High costs of low value fraud
The re-emergence of a financial fraud specializing in low value commodities has the ICC International Maritime Bureau (IMB) warning banks to be on their guard.
IMB Assistant Director Michael Howlett stated: “This particular scam typically pursues amounts of money small enough to fall just below the threshold that triggers routine checks. Because the amounts are smaller, banks do not perform the necessary checks and are unlikely to spot these frauds.”
While fraud involving small amounts may not seem like a large problem, totals can add up quickly. The case of convicted fraudster Glenn McCorquodale is a telling example. As reported in a 2003 edition of the ICC newsletter Commercial Crime International, McCorquodale was able to amass several million dollars by perpetrating numerous low value fraud operations with non-existent agricultural or metal shipments. McCorquodale ultimately received a four and a half year jail term. The frauds he conducted are very similar to those many banks may be currently facing.
IMB investigators were recently called upon to investigate a metal shipment after a bank encountered documents that did not appear authentic. The amount of money involved would ordinarily see the consignee paid without question, but something about the documentation led the bank to question their validity.
Examining the bill of lading, IMB quickly established that the vessel named on the bill did not exist. They also found that while the noted container numbers were genuine, their prefixes belonged to containers owned by another company. The company name and address used had been employed in a series of earlier frauds. Lastly, the commodity said to be shipped − metal from the UK at slightly below market value − had also been used in a number of recent frauds.

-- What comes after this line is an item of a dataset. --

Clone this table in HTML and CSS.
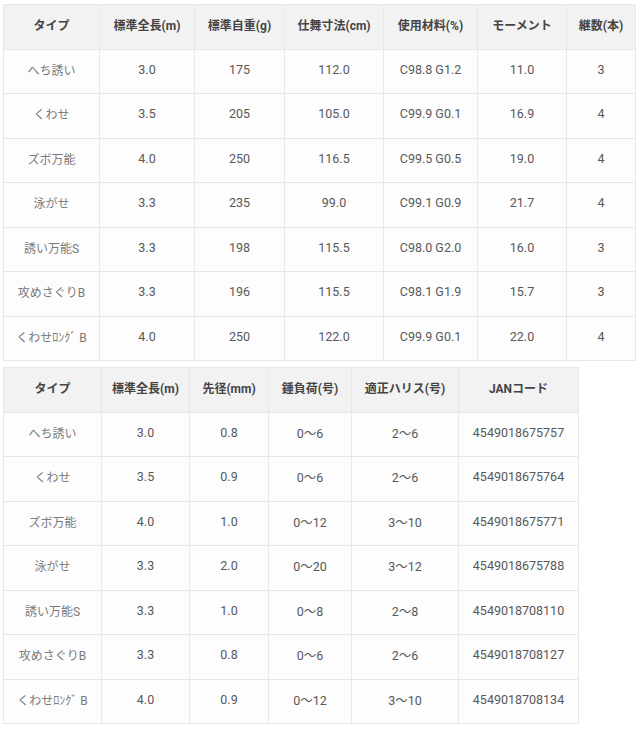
FILE: index.html
```html
<!DOCTYPE html>
<html lang="ja">
<head>
<meta charset="utf-8">
<link rel="stylesheet" href="styles.css">
</head>
<body>
<table class="spec spec-a">
  <colgroup>
    <col class="a1"><col class="a2"><col class="a3"><col class="a4"><col class="a5"><col class="a6"><col class="a7">
  </colgroup>
  <thead>
    <tr><th>タイプ</th><th>標準全長(m)</th><th>標準自重(g)</th><th>仕舞寸法(cm)</th><th>使用材料(%)</th><th>モーメント</th><th>継数(本)</th></tr>
  </thead>
  <tbody>
    <tr><td class="name">へち誘い</td><td>3.0</td><td>175</td><td>112.0</td><td>C98.8 G1.2</td><td>11.0</td><td>3</td></tr>
    <tr><td class="name">くわせ</td><td>3.5</td><td>205</td><td>105.0</td><td>C99.9 G0.1</td><td>16.9</td><td>4</td></tr>
    <tr><td class="name">ズボ万能</td><td>4.0</td><td>250</td><td>116.5</td><td>C99.5 G0.5</td><td>19.0</td><td>4</td></tr>
    <tr><td class="name">泳がせ</td><td>3.3</td><td>235</td><td>99.0</td><td>C99.1 G0.9</td><td>21.7</td><td>4</td></tr>
    <tr><td class="name">誘い万能S</td><td>3.3</td><td>198</td><td>115.5</td><td>C98.0 G2.0</td><td>16.0</td><td>3</td></tr>
    <tr><td class="name">攻めさぐりB</td><td>3.3</td><td>196</td><td>115.5</td><td>C98.1 G1.9</td><td>15.7</td><td>3</td></tr>
    <tr><td class="name">くわせﾛﾝｸﾞ B</td><td>4.0</td><td>250</td><td>122.0</td><td>C99.9 G0.1</td><td>22.0</td><td>4</td></tr>
  </tbody>
</table>
<table class="spec spec-b">
  <colgroup>
    <col class="b1"><col class="b2"><col class="b3"><col class="b4"><col class="b5"><col class="b6">
  </colgroup>
  <thead>
    <tr><th>タイプ</th><th>標準全長(m)</th><th>先径(mm)</th><th>錘負荷(号)</th><th>適正ハリス(号)</th><th>JANコード</th></tr>
  </thead>
  <tbody>
    <tr><td class="name">へち誘い</td><td>3.0</td><td>0.8</td><td>0〜6</td><td>2〜6</td><td>4549018675757</td></tr>
    <tr><td class="name">くわせ</td><td>3.5</td><td>0.9</td><td>0〜6</td><td>2〜6</td><td>4549018675764</td></tr>
    <tr><td class="name">ズボ万能</td><td>4.0</td><td>1.0</td><td>0〜12</td><td>3〜10</td><td>4549018675771</td></tr>
    <tr><td class="name">泳がせ</td><td>3.3</td><td>2.0</td><td>0〜20</td><td>3〜12</td><td>4549018675788</td></tr>
    <tr><td class="name">誘い万能S</td><td>3.3</td><td>1.0</td><td>0〜8</td><td>2〜8</td><td>4549018708110</td></tr>
    <tr><td class="name">攻めさぐりB</td><td>3.3</td><td>0.8</td><td>0〜6</td><td>2〜6</td><td>4549018708127</td></tr>
    <tr><td class="name">くわせﾛﾝｸﾞ B</td><td>4.0</td><td>0.9</td><td>0〜12</td><td>3〜10</td><td>4549018708134</td></tr>
  </tbody>
</table>
</body>
</html>
```

FILE: styles.css
```css
html, body {
  margin: 0;
  padding: 0;
  background: #ffffff;
}
body {
  padding: 4px 0 0 3px;
  font-family: Roboto, "Noto Sans CJK JP", sans-serif;
  font-size: 12.5px;
  color: #585858;
}
.spec {
  border-collapse: collapse;
  table-layout: fixed;
  background: #fdfdfd;
}
.spec-a { width: 632px; }
.spec-b { width: 575px; margin-top: 6px; }
.spec th,
.spec td {
  border: 1px solid #e7e7ee;
  text-align: center;
  vertical-align: middle;
  padding: 0 0 4px 0;
  height: 44.5px;
  box-sizing: border-box;
  white-space: nowrap;
}
.spec th {
  background: #f2f2f3;
  color: #444444;
  font-weight: bold;
  font-size: 12px;
}
.spec td.name {
  color: #7a7a7a;
  font-size: 12px;
}
.a1 { width: 96px; }
.a2 { width: 95px; }
.a3 { width: 90px; }
.a4 { width: 99px; }
.a5 { width: 94px; }
.a6 { width: 89px; }
.a7 { width: 69px; }
.b1 { width: 98px; }
.b2 { width: 88px; }
.b3 { width: 79px; }
.b4 { width: 83px; }
.b5 { width: 107px; }
.b6 { width: 120px; }
```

Mr Howlett commented: “The fraudsters operating these kinds of frauds are counting on banks not to make the necessary checks. In this specific case, the fraudster was only seeking £193,000 assuming the bank would not investigate important elements of the documentation. With IMB assistance, the bank was able to identify and prevent this fraud.”
The IMB is concerned that banks may be facing a series of such commodity frauds and the organization is urging financial institutions to exercise caution if they are asked to confirm financial documentation for non-customers. Banks concerned about documentation related to commodities fraud or those that have recently encountered similar suspicious activity are advised to contact the IMB for assistance.